Reconnecting with memory as a living action. Unlocking the potential hidden in the muscle. These are much more complex concepts than remembered emotion, whose path to expression may isolate or enervate the actor. Or than personalizations or as-ifs, which are intellectual choices that lead to often iffy emotional ends. None of these are wrong, but each may reveal only part of the picture. Emotions often occurs in layers . . . skittish laughter veiling deep sorrow, for example . . . and we must allow all these layers to manifest for true expression. I chuckle when fledgling actors tell me that they feel they should cry at this point in the script. I tell them that they shouldn't "script" it but instead trust that the appropriate emotion will spontaneously appear if only they allow it. Also, emotions rarely arise without an object or person at which they're directed. We can't act emotions. They arise instead from images . . . images that can be evoked using plastiques.
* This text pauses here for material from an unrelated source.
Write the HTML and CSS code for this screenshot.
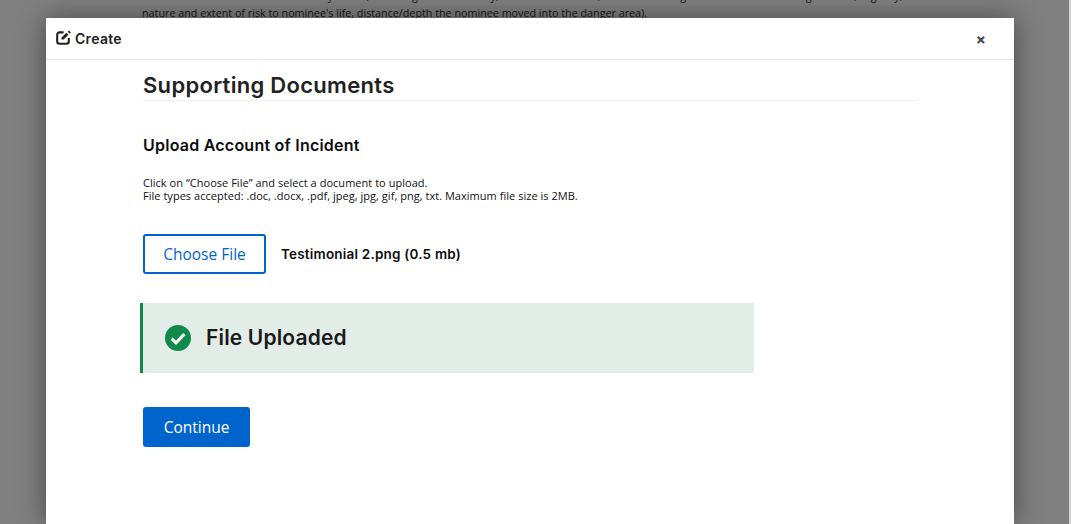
FILE: index.html

```html
<!DOCTYPE html>
<html lang="en">
<head>
  <meta charset="UTF-8">
  <title>Create</title>
  <link rel="stylesheet" href="styles.css">
</head>
<body>

  <!-- page behind the overlay -->
  <div class="page-behind">
    <p>Describe the incident in detail where you can, including the time of day, weather conditions, the level of danger involved and how long it lasted, urgency,</p>
    <p>nature and extent of risk to nominee's life, distance/depth the nominee moved into the danger area).</p>
  </div>

  <div class="overlay">
    <div class="modal">
      <div class="modal-header">
        <div class="modal-title">
          <svg class="edit-icon" width="16" height="15" viewBox="0 0 16 15">
            <path d="M7.6 2.4H3.4A2.2 2.2 0 0 0 1.2 4.6v7a2.2 2.2 0 0 0 2.2 2.2h7.2a2.2 2.2 0 0 0 2.2-2.2V8" fill="none" stroke="#222" stroke-width="2.1"/>
            <path d="M5.4 9.8l.5-2.5 4.5-4.5 2 2-4.5 4.5z" fill="#222"/>
            <path d="M13 .6l1.9 1.9-1.2 1.2-1.9-1.9z" fill="#222"/>
          </svg>
          <span>Create</span>
        </div>
        <span class="close">×</span>
      </div>

      <div class="modal-body">
        <h1>Supporting Documents</h1>
        <h2>Upload Account of Incident</h2>
        <p class="help">Click on “Choose File” and select a document to upload.<br>File types accepted: .doc, .docx, .pdf, jpeg, jpg, gif, png, txt. Maximum file size is 2MB.</p>

        <div class="file-row">
          <button class="btn-outline">Choose File</button>
          <span class="file-name">Testimonial 2.png (0.5 mb)</span>
        </div>

        <div class="alert">
          <svg width="26" height="26" viewBox="0 0 26 26">
            <circle cx="13" cy="13" r="13" fill="#0f8a4b"/>
            <path d="M6.6 13.6l4.4 4.3 8.4-8.8" fill="none" stroke="#fff" stroke-width="3"/>
          </svg>
          <span class="alert-text">File Uploaded</span>
        </div>

        <button class="btn-primary">Continue</button>
      </div>
    </div>
  </div>

  <div class="scrollbar"></div>

</body>
</html>
```

FILE: styles.css

```css
html, body {
  margin: 0;
  height: 524px;
  overflow: hidden;
}

body {
  display: flex;
  background-color: #808080;
  font-family: 'Open Sans', sans-serif;
  color: #111;
}

.page-behind {
  position: absolute;
  top: -12px;
  left: 142px;
  width: 800px;
  color: #161616;
  font-size: 10.75px;
  line-height: 17px;
}

.page-behind p {
  margin: 0;
  white-space: nowrap;
}

.overlay {
  position: relative;
  flex: 1;
  padding: 18px 55px 0 46px;
}

.scrollbar {
  width: 9px;
  background-color: white;
  border-left: 2px solid #d4d4d4;
}

.modal {
  width: 968px;
  height: 506px;
  background-color: white;
  box-shadow: 0 0 26px rgba(0,0,0,0.45);
}

.modal-header {
  display: flex;
  justify-content: space-between;
  align-items: center;
  height: 41px;
  padding: 0 28px 0 10px;
  border-bottom: 1px solid #e6e6e6;
}

.modal-title {
  display: flex;
  align-items: center;
  gap: 3px;
  font-family: 'Inter', sans-serif;
  font-size: 14px;
  font-weight: 600;
  letter-spacing: 0.3px;
  color: #222;
}

.edit-icon {
  margin-top: -3px;
}

.close {
  margin-top: 2px;
  font-family: 'Inter', sans-serif;
  font-size: 15px;
  font-weight: 700;
  color: #444;
}

.modal-body {
  padding: 11px 96px 0 97px;
}

h1 {
  margin: 0 0 32px;
  padding-bottom: 1px;
  border-bottom: 1px solid #f0f0f0;
  font-family: 'Inter', sans-serif;
  font-size: 22px;
  line-height: 28px;
  font-weight: 600;
  letter-spacing: 0.3px;
  color: #222;
}

h2 {
  margin: 0 0 19px;
  font-family: 'Inter', sans-serif;
  font-size: 16px;
  line-height: 24px;
  font-weight: 600;
  letter-spacing: 0.23px;
  color: #0c0c0c;
}

.help {
  margin: 0 0 32px;
  font-size: 11px;
  line-height: 13px;
  letter-spacing: 0.03px;
  color: #111;
}

.file-row {
  display: flex;
  align-items: center;
  gap: 15px;
  margin-bottom: 29px;
}

.btn-outline {
  width: 123px;
  height: 40px;
  padding: 0;
  background-color: white;
  border: 2px solid #0064cd;
  border-radius: 3px;
  color: #0064cd;
  font-family: 'Open Sans', sans-serif;
  font-size: 15.5px;
  font-weight: 500;
}

.file-name {
  font-family: 'Inter', sans-serif;
  font-size: 13.5px;
  font-weight: 600;
  letter-spacing: 0.2px;
  color: #0c0c0c;
}

.alert {
  display: flex;
  align-items: center;
  gap: 15px;
  width: 589px;
  height: 70px;
  margin: 0 0 34px -3px;
  padding-left: 22px;
  background-color: #e3ede7;
  border-left: 3px solid #0f8a4b;
  font-family: 'Inter', sans-serif;
  font-size: 21px;
  font-weight: 600;
  letter-spacing: 0.15px;
  color: #1a1a1a;
}

.alert-text {
  margin-top: -2px;
}

.btn-primary {
  display: block;
  width: 107px;
  height: 40px;
  padding: 0;
  background-color: #0064cd;
  border: 0;
  border-radius: 3px;
  color: white;
  font-family: 'Open Sans', sans-serif;
  font-size: 15.5px;
  font-weight: 500;
}
```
You may have been wondering what all these physical histrionics have to do with small and super-natural film acting. Realizing a way to work within the full potential of your emotional life is the same whether working large or small. And the more you confront this potential the easier it will become. Wangh says, "the task is finding strong emotional life with which to fill our powerful and expressive bodies . . . rather than cutting back on the power of our physical expression to fit within our shrunken sense of truth." Once full expression is achieved, it's much easier to make actions smaller while still retaining intensity. And this intensity is the stuff of great acting whether you're projecting on a platform to 2,000 or emoting in extreme closeup.